The dev/prod default split is intentional:

  • Dev keeps entrypoint as root because debug shells expect root: apt install, mount, tcpdump. Forcing rootless dev would break those flows on first try.
  • Prod drops to uid 1000 by default per ADR-002 W2.1 — “no guest binary can elevate to uid 0.” A workload that isn’t root can’t be re-elevated.

/init uses setpriv --reuid=N --regid=N --clear-groups --no-new-privs -- to drop. --no-new-privs blocks setuid re-elevation, so even if the workload finds a SUID binary, it can’t reach uid 0.

# Rootless dev shell — forces non-root even in dev mode.
mkGuest {
entrypoint.shell = "/bin/bash";
uids = { entrypoint = 1000; };
}
# Rootful prod workload — explicit override, rarely the right call.
mkGuest {
entrypoint.command = [ "/usr/local/bin/serve" ];
uids = { entrypoint = 0; };
}
# Non-default agent uid (e.g. to avoid collisions with host-side ranges).
mkGuest {
entrypoint.command = [ "/bin/x" ];
uids = { agent = 5000; };
}

The resolved values surface as passthru.mvm.uids = { agent; entrypoint; } and passthru.mvm.rootlessEntrypoint :: bool so mvmctl status can cross-check against /proc/<pid>/status at runtime.

mvm is microVMs, not containers.

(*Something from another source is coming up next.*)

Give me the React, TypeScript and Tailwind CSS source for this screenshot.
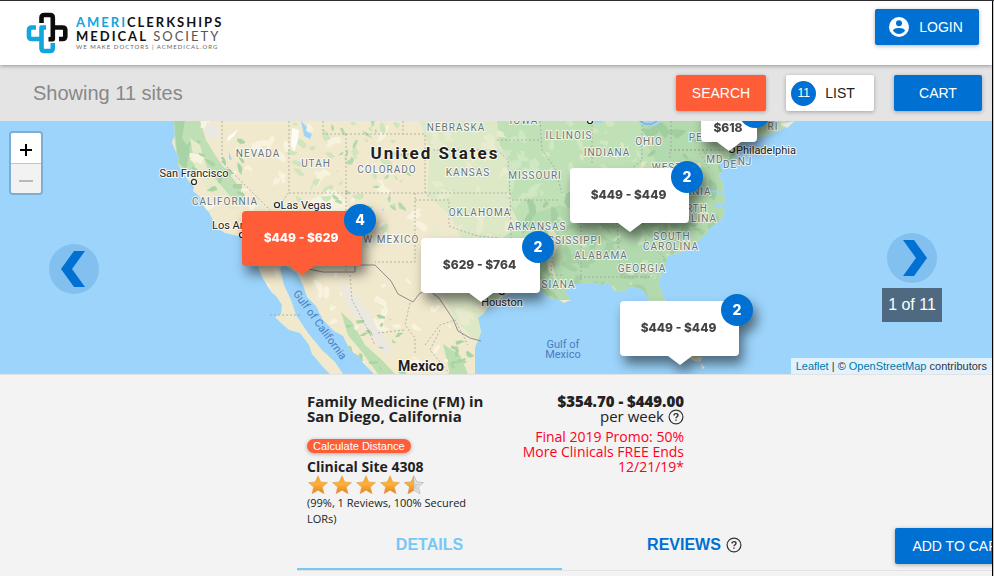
import React from "react";

type Pt = [number, number];

/* Small seeded generator so that the terrain texture is the same on every render. */
function makeRandom(seed: number) {
  let s = seed;
  return () => {
    s = (s * 1664525 + 1013904223) % 4294967296;
    return s / 4294967296;
  };
}

function patches(seed: number, count: number, x: number, y: number, w: number, h: number, size: number) {
  const rnd = makeRandom(seed);
  const out: string[] = [];
  for (let i = 0; i < count; i++) {
    const cx = x + rnd() * w;
    const cy = y + rnd() * h;
    const r = size * (0.4 + rnd());
    const tilt = rnd() * Math.PI;
    const n = 8;
    const pts: Pt[] = [];
    for (let k = 0; k < n; k++) {
      const a = (k / n) * Math.PI * 2;
      const q = r * (0.45 + rnd() * 0.8);
      const px = Math.cos(a) * q;
      const py = Math.sin(a) * q * 0.5;
      pts.push([cx + px * Math.cos(tilt) - py * Math.sin(tilt), cy + px * Math.sin(tilt) + py * Math.cos(tilt)]);
    }
    out.push("M" + pts.map((p) => p[0].toFixed(1) + " " + p[1].toFixed(1)).join("L") + "Z");
  }
  return out.join("");
}

const LAND =
  "M174 121L175 135L172 142L175 150L179 157L178 165L183 173L188 180L194 187L193 191L200 197L202 204L208 211L213 220L217 228L225 233L234 235L242 237L248 246L254 256L262 277L272 293L276 296L282 305L281 314L275 317L281 323L289 330L300 333L309 345L312 354L323 367L330 374L343 374L335 362L322 350L308 333L296 315L291 300L284 285L280 268L284 265L297 273L303 285L307 297L316 306L323 320L334 331L343 336L350 350L358 356L365 365L374 374L475 374L475 348L481 332L478 318L484 313L491 303L500 299L512 292L530 289L541 290L549 298L558 299L564 303L571 300L564 292L570 288L566 286L575 284L586 284L592 282L602 285L608 282L614 290L622 292L632 286L643 290L650 301L657 325L675 352L697 362L701 356L690 345L672 315L665 301L660 288L660 278L666 262L667 256L675 254L688 250L698 241L706 234L710 228L722 219L725 210L721 207L725 202L723 194L724 184L719 176L726 165L735 156L738 146L744 139L757 136L766 134L783 128L785 121Z";

const STATE_LINES =
  "M222 121V162L270 210M289 121V192L281 204V224M289 193H425M346 134V193M346 193V271M323 121V134H425V193M403 121V134M425 150H497M425 193H510M415 193V262H375M415 200H449V226L462 231L478 236L500 238M510 193L511 239M497 150L508 160L510 193M497 140H540M512 200H560M511 239H548M553 245L551 275M548 275H562M581 210V283M616 210L620 270M580 277H655M540 121L542 150L555 168L562 193M592 121V165M642 121V160L632 168M670 158V150H712M640 218L700 206M700 153L710 170M671 121V150H727M645 240L665 258M350 275L352 300L367 328L375 345M410 303L405 325L415 338V355M378 333L405 330M425 345L440 325L455 320L468 345M270 315H300M440 330L430 350L450 374";

const BORDER = "M304 268L323 272H355V265H375L391 281L398 294L413 302L420 293L430 291L439 298L453 319L458 331L470 338L481 341";

type Label = { x: number; y: number; t: string };

const STATES: Label[] = [
  { x: 258, y: 157, t: "NEVADA" },
  { x: 316, y: 167, t: "UTAH" },
  { x: 387, y: 173, t: "COLORADO" },
  { x: 456, y: 131, t: "NEBRASKA" },
  { x: 468, y: 176, t: "KANSAS" },
  { x: 524, y: 124, t: "IOWA" },
  { x: 535, y: 179, t: "MISSOURI" },
  { x: 569, y: 139, t: "ILLINOIS" },
  { x: 607, y: 156, t: "INDIANA" },
  { x: 649, y: 145, t: "OHIO" },
  { x: 225, y: 205, t: "CALIFORNIA" },
  { x: 480, y: 216, t: "OKLAHOMA" },
  { x: 537, y: 230, t: "ARKANSAS" },
  { x: 384, y: 243, t: "NEW MEXICO" },
  { x: 568, y: 244, t: "MISSISSIPPI" },
  { x: 601, y: 259, t: "ALABAMA" },
  { x: 642, y: 272, t: "GEORGIA" },
  { x: 546, y: 288, t: "LOUISIANA" },
  { x: 672, y: 240, t: "SOUTH" },
  { x: 671, y: 250, t: "CAROLINA" },
  { x: 689, y: 212, t: "NORTH" },
  { x: 689, y: 222, t: "CAROLINA" },
  { x: 687, y: 195, t: "VIRGINIA" },
  { x: 667, y: 171, t: "WEST" },
  { x: 715, y: 163, t: "MD" },
  { x: 730, y: 168, t: "DE" },
  { x: 745, y: 165, t: "NJ" },
  { x: 704, y: 141, t: "PENN" },
  { x: 773, y: 130, t: "RI" },
];

function MapArt() {
  return (
    <svg
      className="absolute left-0 top-0 h-[253px] w-[992px]"
      viewBox="0 121 992 253"
      role="img"
      aria-label="Map of the United States and Mexico"
    >
      <defs>
        <clipPath id="land">
          <path d={LAND} />
        </clipPath>
      </defs>
      <path d={LAND} fill="#f1e9cd" />
      <g clipPath="url(#land)">
        <path d="M420 121L430 150L427 195L450 215L462 240L440 290L455 320L480 345L520 300V121Z" fill="#dde8c6" />
        <path
          d="M497 121L500 145L512 165L508 200L520 225L500 240L495 270L480 300L520 300L575 300L640 310L720 380L800 300V121Z"
          fill="#c0e1b6"
        />
        <path
          d="M640 121L650 150L665 180L640 205L590 220L560 205L530 215L545 240L520 270L530 300L700 300L740 200L730 160L700 121Z"
          fill="#b3d9ae"
        />
        <path d="M172 121H200L206 140L215 155L222 165L242 190L246 205L235 205L215 185L200 172L190 178L178 165Z" fill="#bfe0b5" />
        <path d="M174 121H185L182 138L190 150L186 170L178 162Z" fill="#a8d3a4" />
        <path d="M190 138L200 145L208 170L225 190L240 208L230 210L208 190L196 172Z" fill="#e6eac8" />
        <path d="M341 312L352 322L365 345L382 360L395 374H378L362 352L348 335Z" fill="#bcdfb2" />
        <path d="M443 344L460 355L468 374H450Z" fill="#bcdfb2" />
        <path d="M340 278L360 300L380 330L392 350L385 355L365 330L345 300Z" fill="#ebe8df" />
        <path d="M335 190L345 200L352 215L325 222L310 200Z" fill="#f8f3df" />
        <path d="M206 123L220 128L218 138L206 136Z" fill="#e9e8e2" />
        <path d={patches(11, 55, 190, 121, 240, 170, 7)} fill="#f8f3df" />
        <path d={patches(12, 38, 290, 121, 120, 110, 5)} fill="#cfe5bd" />
        <path d={patches(13, 24, 330, 121, 80, 90, 4)} fill="#b5dbad" />
        <path d={patches(14, 20, 178, 125, 70, 80, 5)} fill="#a9d4a5" />
        <path d={patches(15, 34, 270, 280, 190, 94, 6)} fill="#f8f3df" />
        <path d={patches(16, 16, 345, 315, 60, 60, 5)} fill="#a9d4a5" />
        <path d={patches(17, 55, 430, 121, 80, 200, 7)} fill="#e9ebcf" />
        <path d={patches(18, 40, 505, 121, 150, 80, 8)} fill="#cfe7c2" />
        <path d={patches(19, 70, 520, 200, 200, 100, 9)} fill="#a6d0a3" />
        <path d={patches(20, 34, 640, 121, 100, 110, 8)} fill="#a2cd9f" />
        <path d={patches(21, 28, 540, 200, 170, 95, 5)} fill="#c8e4bd" />
        <path d={patches(22, 16, 540, 125, 170, 120, 3)} fill="#e2e8c2" />
        <path d={patches(23, 10, 450, 340, 28, 34, 5)} fill="#a9d4a5" />
        <path d="M550 225L560 240L552 262L556 280L548 270L546 245Z" fill="#dfe6c4" />
        <path d={patches(24, 34, 420, 121, 320, 175, 1)} fill="#9cd4f8" />
        <path d={patches(25, 14, 220, 121, 220, 240, 1)} fill="#9cd4f8" />
      </g>
      <g fill="#9cd4fb">
        <path d="M301 121L307 127L306 131L312 134L310 139L304 136L303 130Z" />
        <path d="M594 121H603L601 123L595 123ZM638 121H662L655 126L646 126L640 124Z" />
        <path d="M722 158L726 166L729 178L727 181L722 172L719 163ZM731 160L735 166L733 170L730 165Z" />
        <path d="M713 206L722 203L724 205L717 208ZM708 190L722 191V193L709 192Z" />
        <path d="M229 152L232 160L229 159Z" />
      </g>
      <path d="M640 121L645 124H652L657 121" fill="none" stroke="#7d9db5" />
      <path d="M292 128L299 130L298 140L294 152L291 145Z" fill="#fdfdf8" />
      <path d="M228 137L238 129L234 136L227 142Z" fill="#fdfdf8" />
      <path d="M744 138L754 133L785 126L780 131L760 137Z" fill="#bfe0b5" />
      <path d="M780 124L795 121L787 128ZM695 358L703 357L700 362ZM701 363L705 368L702 369Z" fill="#ece9d8" />
      <path d={STATE_LINES} fill="none" stroke="#9ba19c" strokeWidth="1" strokeDasharray="2 2" opacity="0.75" />
      <path d={BORDER} fill="none" stroke="#8e8e89" strokeWidth="1" />
      <g fontFamily="Roboto, sans-serif" textAnchor="middle" strokeLinejoin="round" paintOrder="stroke">
        <g fontSize="10" letterSpacing="1" fill="#66757a" stroke="#ffffff" strokeOpacity="0.75" strokeWidth="2">
          {STATES.map((l, i) => (
            <text key={i} x={l.x} y={l.y}>
              {l.t}
            </text>
          ))}
        </g>
        <g fontSize="11" fill="#222222" stroke="#ffffff" strokeOpacity="0.85" strokeWidth="2">
          <text x="194" y="177">San Francisco</text>
          <text x="306" y="209">Las Vegas</text>
          <text x="242" y="229">Los Angeles</text>
          <text x="766" y="154">Philadelphia</text>
          <text x="502" y="306">Houston</text>
        </g>
        <g fill="#ffffff" stroke="#222222" strokeWidth="1.2" paintOrder="normal">
          <circle cx="194" cy="182" r="2.5" />
          <circle cx="277" cy="205" r="2.5" />
          <circle cx="242" cy="235" r="2.5" />
          <circle cx="732" cy="150" r="2.5" />
          <circle cx="502" cy="292" r="2.5" />
          <circle cx="590" cy="121" r="2.5" />
        </g>
        <g fill="#1f1f1f" stroke="#ffffff" strokeOpacity="0.8" strokeWidth="2">
          <text x="435" y="159" fontSize="17" fontWeight="700" letterSpacing="2">
            United States
          </text>
          <text x="421" y="371" fontSize="14" fontWeight="700">
            Mexico
          </text>
        </g>
        <g fontSize="11" fill="#4b7cc0">
          <text x="563" y="348">Gulf of</text>
          <text x="563" y="358">Mexico</text>
          <text transform="translate(317 327) rotate(54)">Gulf of California</text>
        </g>
      </g>
    </svg>
  );
}

type PinProps = { price: string; count: number; place: string; active?: boolean };

function Pin({ price, count, place, active }: PinProps) {
  return (
    <button
      type="button"
      className={
        "absolute flex items-center justify-center rounded pb-px pr-[2px] font-['Inter',sans-serif] text-xs font-extrabold drop-shadow-[4px_8px_6px_rgba(0,0,0,0.5)] " +
        (active ? "bg-[#ff5d38] text-white " : "bg-white text-[#444444] ") +
        place
      }
    >
      {price}
      <span
        className={
          "absolute left-1/2 top-full -translate-x-1/2 border-x-[12px] border-t-[9px] border-x-transparent " +
          (active ? "border-t-[#ff5d38]" : "border-t-white")
        }
      />
      <span className="absolute -right-[14px] -top-[7px] flex size-8 items-center justify-center rounded-full bg-[#0070d2] text-sm text-white">
        {count}
      </span>
    </button>
  );
}

function Help() {
  return (
    <svg className="size-4 shrink-0" viewBox="0 0 16 16" fill="none" stroke="#333333" strokeWidth="1.2" aria-hidden="true">
      <circle cx="8" cy="8" r="6.9" />
      <path d="M6 6.4C6 5.2 6.9 4.6 8 4.6C9.2 4.6 10 5.3 10 6.3C10 7.7 8 7.7 8 9.3M8 10.4V11.8" strokeWidth="1.4" />
    </svg>
  );
}

const STAR = "M10 0.8L12.8 7L19.5 7.6L14.4 12.1L16 18.8L10 15.2L4 18.8L5.6 12.1L0.5 7.6L7.2 7Z";

function Star({ half }: { half?: boolean }) {
  return (
    <svg className="size-5" viewBox="0 0 20 20" aria-hidden="true">
      <defs>
        <linearGradient id="gold" x1="0" y1="0" x2="0" y2="1">
          <stop offset="0" stopColor="#f8a21c" />
          <stop offset="0.45" stopColor="#fcb13a" />
          <stop offset="1" stopColor="#ea7c1c" />
        </linearGradient>
        <clipPath id="leftHalf">
          <rect width="10" height="20" />
        </clipPath>
      </defs>
      {half ? (
        <>
          <path d={STAR} fill="#e4e4e4" stroke="#b9b9b9" strokeWidth="0.8" />
          <path d="M10 4L11.5 9L17 8.5L12.5 11.5L14 16L10 13Z" fill="#cfcfcf" />
          <path d={STAR} fill="url(#gold)" stroke="#d9a566" strokeWidth="0.6" clipPath="url(#leftHalf)" />
        </>
      ) : (
        <path d={STAR} fill="url(#gold)" stroke="#d9a566" strokeWidth="0.6" />
      )}
    </svg>
  );
}

function Logo() {
  return (
    <a href="#home" className="flex items-center gap-2" aria-label="AmeriClerkships Medical Society">
      <svg className="h-[42px] w-[42px]" viewBox="0 0 42 42" fill="none" strokeWidth="4.6" strokeLinejoin="round" aria-hidden="true">
        <path d="M15.500 11V5.800Q15.500 3 18.300 3H24Q26.800 3 26.800 5.800V27.200H22.500" stroke="#0c0c0c" />
        <path d="M26.800 15.500H36.500Q39.300 15.500 39.300 18.300V24.200Q39.300 27 36.500 27H33" stroke="#0c0c0c" />
        <path d="M26.800 31V36.200Q26.800 39 24 39H18.300Q15.500 39 15.500 36.200V15.500H20" stroke="#12a5de" />
        <path d="M10 15.500H5.800Q3 15.500 3 18.300V24.200Q3 27 5.800 27H15.500" stroke="#12a5de" />
      </svg>
      <span className="flex flex-col font-['Lato',sans-serif] text-[13px] leading-[14px] tracking-[2px]">
        <span className="font-bold text-[#111111]">
          <span className="text-[#12a5de]">AMERI</span>CLERKSHIPS
        </span>
        <span className="text-[#555555]">
          <span className="font-bold text-[#111111]">MEDICAL</span> SOCIETY
        </span>
        <span className="text-[6px] leading-[8px] tracking-[1px] text-[#666666]">WE MAKE DOCTORS | ACMEDICAL.ORG</span>
      </span>
    </a>
  );
}

const RAISED = "flex h-9 items-center justify-center rounded-[2px] text-sm shadow-[0_1px_4px_rgba(0,0,0,0.3)] ";

export default function App() {
  return (
    <div className="flex h-screen overflow-hidden border-t border-[#2e2c30] bg-[#c9c9c9] pr-px font-['Liberation_Sans',Arial,sans-serif]">
      <div className="flex min-w-0 flex-1 flex-col overflow-hidden border-r border-black bg-[#f3f3f3]">
        <header className="relative z-10 flex h-16 shrink-0 items-start justify-between bg-white pl-[26px] pr-[13px] shadow-[0_1px_4px_rgba(0,0,0,0.35)]">
          <div className="pt-[11px]">
            <Logo />
          </div>
          <button type="button" className={RAISED + "mt-2 w-[104px] gap-[10px] bg-[#0070d2] pr-[2px] text-white"}>
            <svg className="size-5" viewBox="0 0 20 20" aria-hidden="true">
              <circle cx="10" cy="10" r="10" fill="#ffffff" />
              <circle cx="10" cy="6.200" r="3" fill="#0070d2" />
              <path d="M4 13.500C4 11.600 8 10.900 10 10.900S16 11.600 16 13.500C14.700 15.700 12.500 16.900 10 16.900S5.300 15.700 4 13.500Z" fill="#0070d2" />
            </svg>
            LOGIN
          </button>
        </header>

        <div className="flex h-14 shrink-0 items-center gap-5 bg-[#e4e4e4] pl-[33px] pr-[10px]">
          <h1 className="flex-1 text-xl text-[#888888]">Showing 11 sites</h1>
          <button type="button" className={RAISED + "w-[90px] bg-[#ff5d38] text-white"}>
            SEARCH
          </button>
          <button type="button" className={RAISED + "w-[88px] gap-[9px] bg-white pr-[14px] text-[#222222]"}>
            <span className="flex size-[25px] items-center justify-center rounded-full bg-[#0070d2] text-xs text-white">11</span>
            LIST
          </button>
          <button type="button" className={RAISED + "w-[88px] bg-[#0070d2] text-white"}>
            CART
          </button>
        </div>

        <section className="relative h-[253px] shrink-0 overflow-hidden bg-[#9cd4fb]" aria-label="Clinical site map">
          <MapArt />
          <Pin price="$618" count={2} place="left-[701px] top-[-18px] h-[39px] w-[56px] pt-3" />
          <Pin price="$449 - $449" count={2} place="left-[570px] top-[47px] h-[55px] w-[119px]" />
          <Pin price="$449 - $629" count={4} active place="left-[242px] top-[90px] h-[55px] w-[120px]" />
          <Pin price="$629 - $764" count={2} place="left-[421px] top-[117px] h-[55px] w-[119px]" />
          <Pin price="$449 - $449" count={2} place="left-[620px] top-[180px] h-[55px] w-[119px]" />

          <div className="absolute left-[9px] top-[10px] overflow-hidden rounded border-2 border-[#7daed3]">
            <button type="button" aria-label="Zoom in" className="flex h-[30px] w-[30px] items-center justify-center bg-white pt-1">
              <svg className="size-3" viewBox="0 0 12 12" stroke="#000000" strokeWidth="2" aria-hidden="true">
                <path d="M0 6H12M6 0V12" />
              </svg>
            </button>
            <button
              type="button"
              aria-label="Zoom out"
              className="flex h-[30px] w-[30px] items-center justify-center border-t border-[#c4c4c4] bg-[#f2f2f2] pt-1"
            >
              <svg className="h-3 w-[14px]" viewBox="0 0 14 12" stroke="#b8b8b8" strokeWidth="2" aria-hidden="true">
                <path d="M0 6H14" />
              </svg>
            </button>
          </div>

          <button
            type="button"
            aria-label="Previous site"
            className="absolute left-[49px] top-[123px] flex size-[50px] items-center justify-center rounded-full bg-[#82c0ef] pr-[2px]"
          >
            <svg className="h-9 w-6" viewBox="0 0 24 36" fill="#0070d2" aria-hidden="true">
              <path d="M13 0H24L11 18L24 36H13L0 18Z" />
            </svg>
          </button>
          <div className="absolute right-[50px] top-[112px] flex flex-col items-center gap-[5px]">
            <button
              type="button"
              aria-label="Next site"
              className="flex size-[50px] items-center justify-center rounded-full bg-[#82c0ef] pl-[6px]"
            >
              <svg className="h-9 w-6" viewBox="0 0 24 36" fill="#0070d2" aria-hidden="true">
                <path d="M11 0H0L13 18L0 36H11L24 18Z" />
              </svg>
            </button>
            <span className="flex h-[34px] w-[60px] items-center justify-center bg-[#4f6a80] text-base text-white">1 of 11</span>
          </div>
          <p className="absolute bottom-0 right-0 bg-white/70 px-[5px] text-[11px] leading-4 text-[#333333]">
            <a href="#leaflet" className="text-[#0078a8]">Leaflet</a> | ©{" "}
            <a href="#osm" className="text-[#0078a8]">OpenStreetMap</a> contributors
          </p>
        </section>

        <section className="flex flex-1 flex-col border-t border-[#e2e2e2] pl-[297px] font-['Open_Sans',sans-serif] text-[#222222]">
          <div className="flex gap-2 pl-[10px] pt-[19px]">
            <div className="w-[185px]">
              <h2 className="whitespace-nowrap text-[15px] font-bold leading-[15px]">
                Family Medicine (FM) in
                <br />
                San Diego, California
              </h2>
              <button
                type="button"
                className="mt-[15px] block h-[14px] rounded-full bg-[#ff5d38] px-[6px] font-['Liberation_Sans',Arial,sans-serif] text-[11px] leading-[13px] text-white shadow-[0_1px_4px_rgba(0,0,0,0.3)]"
              >
                Calculate Distance
              </button>
              <p className="mt-[6px] text-sm font-bold leading-4">Clinical Site 4308</p>
              <div className="flex gap-1 pl-px" role="img" aria-label="4.5 out of 5 stars">
                <Star />
                <Star />
                <Star />
                <Star />
                <Star half />
              </div>
              <p className="text-[11px] leading-4">(99%, 1 Reviews, 100% Secured LORs)</p>
            </div>
            <div className="w-[184px] text-right text-[15px] leading-[15px]">
              <p className="font-extrabold">$354.70 - $449.00</p>
              <p className="flex h-[15px] items-center justify-end gap-1">
                per week <Help />
              </p>
              <p className="ml-auto mt-[5px] w-[169px] text-sm leading-[15px] text-[#ff0022]">
                Final 2019 Promo: 50% More Clinicals FREE Ends 12/21/19*
              </p>
            </div>
          </div>
          <nav className="flex h-11 w-[795px] shrink-0 border-b border-[#e2e2e2] font-['Liberation_Sans',Arial,sans-serif] font-bold">
            <button type="button" className="w-[265px] border-b-2 border-[#77c8f5] pb-[6px] text-[#77c8f5]">
              DETAILS
            </button>
            <button type="button" className="flex w-[265px] items-center justify-center gap-[5px] pb-2 text-[#0070d2]">
              REVIEWS <Help />
            </button>
            <div className="flex w-[265px] justify-center pt-px">
              <button type="button" className={RAISED + "w-[129px] whitespace-nowrap bg-[#0070d2] font-normal text-white"}>
                ADD TO CART
              </button>
            </div>
          </nav>
        </section>
      </div>
    </div>
  );
}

Even though the underlying libkrun library exposes OCI image pulls (RootfsSource::Oci), mvm uses only the host-local disk-image path. The bridge between your Nix-built .ext4 rootfs and the runtime is a sibling .raw hard-link with fstype("ext4") — no registry, no auth, no pull cache, fully offline-by-default once your rootfs is built. ADR-013 §“Non-goal: OCI / container images” carries the full rationale.